What distinguishes Khalifa’s recent work from her earlier career is the degree of control she now exercises over every aspect of the imagery. Rather than appearing within a corporate adult production environment she collaborates directly with fashion houses, art platforms and photographers on projects that emphasise aesthetic concepts rather than explicit sexual performance. The distinction between those two forms of representation may appear subtle to some observers but within cultural and legal debates about nudity it is extremely significant. Artistic nudity has long existed within fashion photography, fine art and performance culture, often occupying a grey area where the human body becomes a subject of aesthetic exploration rather than explicit erotic activity. Khalifa herself has emphasised this difference by stating that admiring nude photography or fashion imagery is fundamentally distinct from consuming pornography. Her recent work therefore represents an attempt to place her image inside the tradition of artistic expression rather than the commercial structures that originally defined her public reputation.

The X ray project with SHOWstudio symbolises this transformation particularly effectively. By removing the visible surface of the body and presenting only skeletal outlines, the imagery challenges the viewer to confront the idea that the body which became an object of global fascination is ultimately just a structure beneath the skin.
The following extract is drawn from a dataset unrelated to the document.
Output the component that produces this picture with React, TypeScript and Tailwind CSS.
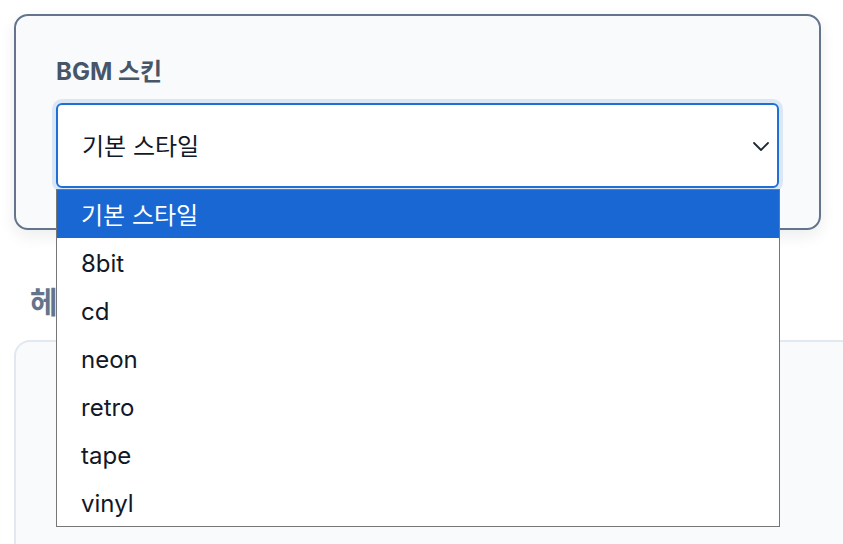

In that sense the project can be interpreted as both a visual metaphor and a commentary on the way digital culture reduces complex individuals into simplified visual symbols.

For observers interested in international cultural politics Khalifa’s story also highlights the complex intersection between sexuality, religion and global media. The backlash against her original video demonstrated how quickly local cultural sensitivities can collide with the borderless nature of online distribution. A video produced within the United States triggered outrage across the Middle East and generated threats from extremist groups because it involved religious symbolism that many people considered deeply offensive. More than a decade later Khalifa continues to navigate the consequences of that moment while attempting to build a career defined by her own creative choices rather than by a short period in an industry she has repeatedly criticised. The X ray photographs, the fashion collaborations and the renewed conversation about artistic nudity are all part of a long process through which she is attempting to rewrite the narrative surrounding her name.

Mia Khalifa’s experience illustrates how digital fame can trap individuals inside a permanent echo of their past while also offering new platforms through which they might eventually regain control. Her decision to re engage with nudity in a context she controls therefore reflects not simply a personal milestone but a broader commentary on autonomy, digital memory and the shifting power dynamics of online celebrity culture.